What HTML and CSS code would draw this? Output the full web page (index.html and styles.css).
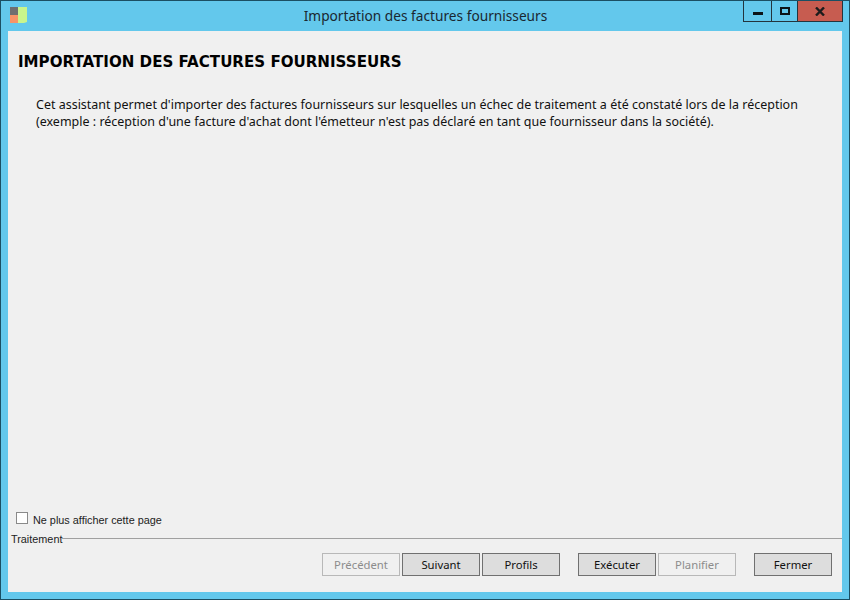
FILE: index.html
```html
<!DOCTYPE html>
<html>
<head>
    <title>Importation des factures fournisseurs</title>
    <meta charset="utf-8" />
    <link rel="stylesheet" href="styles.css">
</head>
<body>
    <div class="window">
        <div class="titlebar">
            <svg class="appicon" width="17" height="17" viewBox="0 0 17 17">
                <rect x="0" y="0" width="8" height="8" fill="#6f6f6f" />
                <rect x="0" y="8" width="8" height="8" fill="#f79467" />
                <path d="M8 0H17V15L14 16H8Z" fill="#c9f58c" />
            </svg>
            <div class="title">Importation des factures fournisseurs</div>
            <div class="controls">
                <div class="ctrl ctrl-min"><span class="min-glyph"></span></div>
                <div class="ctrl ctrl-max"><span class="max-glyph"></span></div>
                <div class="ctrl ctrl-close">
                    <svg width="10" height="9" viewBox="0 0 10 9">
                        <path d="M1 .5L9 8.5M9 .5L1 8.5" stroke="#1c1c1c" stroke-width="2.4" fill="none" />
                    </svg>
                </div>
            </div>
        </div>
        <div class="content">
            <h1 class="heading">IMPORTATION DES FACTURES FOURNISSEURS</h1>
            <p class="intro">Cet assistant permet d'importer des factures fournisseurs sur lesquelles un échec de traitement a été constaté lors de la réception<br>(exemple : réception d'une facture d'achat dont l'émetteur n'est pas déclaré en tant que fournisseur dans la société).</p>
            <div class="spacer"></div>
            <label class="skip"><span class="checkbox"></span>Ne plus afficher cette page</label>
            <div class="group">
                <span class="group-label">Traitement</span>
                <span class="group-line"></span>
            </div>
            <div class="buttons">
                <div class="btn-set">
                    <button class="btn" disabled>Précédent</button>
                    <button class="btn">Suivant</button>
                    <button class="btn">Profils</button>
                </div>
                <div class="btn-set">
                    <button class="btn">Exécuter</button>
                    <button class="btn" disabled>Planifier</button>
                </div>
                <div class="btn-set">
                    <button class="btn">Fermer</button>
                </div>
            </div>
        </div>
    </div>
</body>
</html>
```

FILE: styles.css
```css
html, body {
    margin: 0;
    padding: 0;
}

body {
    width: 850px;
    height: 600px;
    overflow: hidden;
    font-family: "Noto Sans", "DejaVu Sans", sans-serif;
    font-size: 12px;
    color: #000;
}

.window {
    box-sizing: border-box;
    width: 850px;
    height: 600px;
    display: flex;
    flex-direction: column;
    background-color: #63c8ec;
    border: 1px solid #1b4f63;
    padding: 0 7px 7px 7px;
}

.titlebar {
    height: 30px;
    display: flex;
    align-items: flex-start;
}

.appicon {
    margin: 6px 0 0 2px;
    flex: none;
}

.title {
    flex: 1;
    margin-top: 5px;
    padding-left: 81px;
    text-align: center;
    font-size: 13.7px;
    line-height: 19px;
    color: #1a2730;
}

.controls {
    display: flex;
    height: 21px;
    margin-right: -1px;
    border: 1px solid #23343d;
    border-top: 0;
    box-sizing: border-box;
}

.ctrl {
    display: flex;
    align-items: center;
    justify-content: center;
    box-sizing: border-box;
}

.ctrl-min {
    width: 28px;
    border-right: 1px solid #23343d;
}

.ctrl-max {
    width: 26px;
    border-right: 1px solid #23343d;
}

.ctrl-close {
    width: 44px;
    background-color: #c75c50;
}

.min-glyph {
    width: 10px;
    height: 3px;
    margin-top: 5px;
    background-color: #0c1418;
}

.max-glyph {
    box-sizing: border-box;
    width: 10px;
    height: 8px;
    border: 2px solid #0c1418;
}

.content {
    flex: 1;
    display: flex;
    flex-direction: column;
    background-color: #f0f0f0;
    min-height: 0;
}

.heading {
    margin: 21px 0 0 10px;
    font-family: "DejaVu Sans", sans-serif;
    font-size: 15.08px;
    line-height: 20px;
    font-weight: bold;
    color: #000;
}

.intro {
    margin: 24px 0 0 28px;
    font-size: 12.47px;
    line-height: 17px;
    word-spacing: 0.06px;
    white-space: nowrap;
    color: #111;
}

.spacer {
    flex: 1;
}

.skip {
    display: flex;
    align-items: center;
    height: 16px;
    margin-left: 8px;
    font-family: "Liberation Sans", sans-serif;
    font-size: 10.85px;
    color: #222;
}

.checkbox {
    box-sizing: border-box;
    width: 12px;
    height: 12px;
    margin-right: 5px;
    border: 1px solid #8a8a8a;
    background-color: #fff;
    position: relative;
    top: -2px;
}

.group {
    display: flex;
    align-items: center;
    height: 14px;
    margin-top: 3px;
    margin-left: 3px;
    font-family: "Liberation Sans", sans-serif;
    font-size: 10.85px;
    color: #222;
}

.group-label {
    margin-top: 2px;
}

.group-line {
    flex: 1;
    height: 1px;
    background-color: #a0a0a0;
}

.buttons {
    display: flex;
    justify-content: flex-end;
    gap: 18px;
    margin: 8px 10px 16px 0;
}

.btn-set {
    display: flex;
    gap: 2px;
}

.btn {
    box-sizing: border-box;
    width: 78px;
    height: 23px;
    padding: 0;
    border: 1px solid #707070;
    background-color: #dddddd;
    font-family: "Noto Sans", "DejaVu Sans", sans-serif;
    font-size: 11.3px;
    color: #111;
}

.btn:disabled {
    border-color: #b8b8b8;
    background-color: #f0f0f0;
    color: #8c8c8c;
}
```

★ ★ ★ ★ ★

Work to complete —
Set down the complete material exactly, but do not include the images.

Exercise solution —
What HTML and CSS code would draw this? Output the full web page (index.html and styles.css).
FILE: index.html
```html
<!DOCTYPE html>
<html>
<head>
    <title>Importation des factures fournisseurs</title>
    <meta charset="utf-8" />
    <link rel="stylesheet" href="styles.css">
</head>
<body>
    <div class="window">
        <div class="titlebar">
            <svg class="appicon" width="17" height="17" viewBox="0 0 17 17">
                <rect x="0" y="0" width="8" height="8" fill="#6f6f6f" />
                <rect x="0" y="8" width="8" height="8" fill="#f79467" />
                <path d="M8 0H17V15L14 16H8Z" fill="#c9f58c" />
            </svg>
            <div class="title">Importation des factures fournisseurs</div>
            <div class="controls">
                <div class="ctrl ctrl-min"><span class="min-glyph"></span></div>
                <div class="ctrl ctrl-max"><span class="max-glyph"></span></div>
                <div class="ctrl ctrl-close">
                    <svg width="10" height="9" viewBox="0 0 10 9">
                        <path d="M1 .5L9 8.5M9 .5L1 8.5" stroke="#1c1c1c" stroke-width="2.4" fill="none" />
                    </svg>
                </div>
            </div>
        </div>
        <div class="content">
            <h1 class="heading">IMPORTATION DES FACTURES FOURNISSEURS</h1>
            <p class="intro">Cet assistant permet d'importer des factures fournisseurs sur lesquelles un échec de traitement a été constaté lors de la réception<br>(exemple : réception d'une facture d'achat dont l'émetteur n'est pas déclaré en tant que fournisseur dans la société).</p>
            <div class="spacer"></div>
            <label class="skip"><span class="checkbox"></span>Ne plus afficher cette page</label>
            <div class="group">
                <span class="group-label">Traitement</span>
                <span class="group-line"></span>
            </div>
            <div class="buttons">
                <div class="btn-set">
                    <button class="btn" disabled>Précédent</button>
                    <button class="btn">Suivant</button>
                    <button class="btn">Profils</button>
                </div>
                <div class="btn-set">
                    <button class="btn">Exécuter</button>
                    <button class="btn" disabled>Planifier</button>
                </div>
                <div class="btn-set">
                    <button class="btn">Fermer</button>
                </div>
            </div>
        </div>
    </div>
</body>
</html>
```

FILE: styles.css
```css
html, body {
    margin: 0;
    padding: 0;
}

body {
    width: 850px;
    height: 600px;
    overflow: hidden;
    font-family: "Noto Sans", "DejaVu Sans", sans-serif;
    font-size: 12px;
    color: #000;
}

.window {
    box-sizing: border-box;
    width: 850px;
    height: 600px;
    display: flex;
    flex-direction: column;
    background-color: #63c8ec;
    border: 1px solid #1b4f63;
    padding: 0 7px 7px 7px;
}

.titlebar {
    height: 30px;
    display: flex;
    align-items: flex-start;
}

.appicon {
    margin: 6px 0 0 2px;
    flex: none;
}

.title {
    flex: 1;
    margin-top: 5px;
    padding-left: 81px;
    text-align: center;
    font-size: 13.7px;
    line-height: 19px;
    color: #1a2730;
}

.controls {
    display: flex;
    height: 21px;
    margin-right: -1px;
    border: 1px solid #23343d;
    border-top: 0;
    box-sizing: border-box;
}

.ctrl {
    display: flex;
    align-items: center;
    justify-content: center;
    box-sizing: border-box;
}

.ctrl-min {
    width: 28px;
    border-right: 1px solid #23343d;
}

.ctrl-max {
    width: 26px;
    border-right: 1px solid #23343d;
}

.ctrl-close {
    width: 44px;
    background-color: #c75c50;
}

.min-glyph {
    width: 10px;
    height: 3px;
    margin-top: 5px;
    background-color: #0c1418;
}

.max-glyph {
    box-sizing: border-box;
    width: 10px;
    height: 8px;
    border: 2px solid #0c1418;
}

.content {
    flex: 1;
    display: flex;
    flex-direction: column;
    background-color: #f0f0f0;
    min-height: 0;
}

.heading {
    margin: 21px 0 0 10px;
    font-family: "DejaVu Sans", sans-serif;
    font-size: 15.08px;
    line-height: 20px;
    font-weight: bold;
    color: #000;
}

.intro {
    margin: 24px 0 0 28px;
    font-size: 12.47px;
    line-height: 17px;
    word-spacing: 0.06px;
    white-space: nowrap;
    color: #111;
}

.spacer {
    flex: 1;
}

.skip {
    display: flex;
    align-items: center;
    height: 16px;
    margin-left: 8px;
    font-family: "Liberation Sans", sans-serif;
    font-size: 10.85px;
    color: #222;
}

.checkbox {
    box-sizing: border-box;
    width: 12px;
    height: 12px;
    margin-right: 5px;
    border: 1px solid #8a8a8a;
    background-color: #fff;
    position: relative;
    top: -2px;
}

.group {
    display: flex;
    align-items: center;
    height: 14px;
    margin-top: 3px;
    margin-left: 3px;
    font-family: "Liberation Sans", sans-serif;
    font-size: 10.85px;
    color: #222;
}

.group-label {
    margin-top: 2px;
}

.group-line {
    flex: 1;
    height: 1px;
    background-color: #a0a0a0;
}

.buttons {
    display: flex;
    justify-content: flex-end;
    gap: 18px;
    margin: 8px 10px 16px 0;
}

.btn-set {
    display: flex;
    gap: 2px;
}

.btn {
    box-sizing: border-box;
    width: 78px;
    height: 23px;
    padding: 0;
    border: 1px solid #707070;
    background-color: #dddddd;
    font-family: "Noto Sans", "DejaVu Sans", sans-serif;
    font-size: 11.3px;
    color: #111;
}

.btn:disabled {
    border-color: #b8b8b8;
    background-color: #f0f0f0;
    color: #8c8c8c;
}
```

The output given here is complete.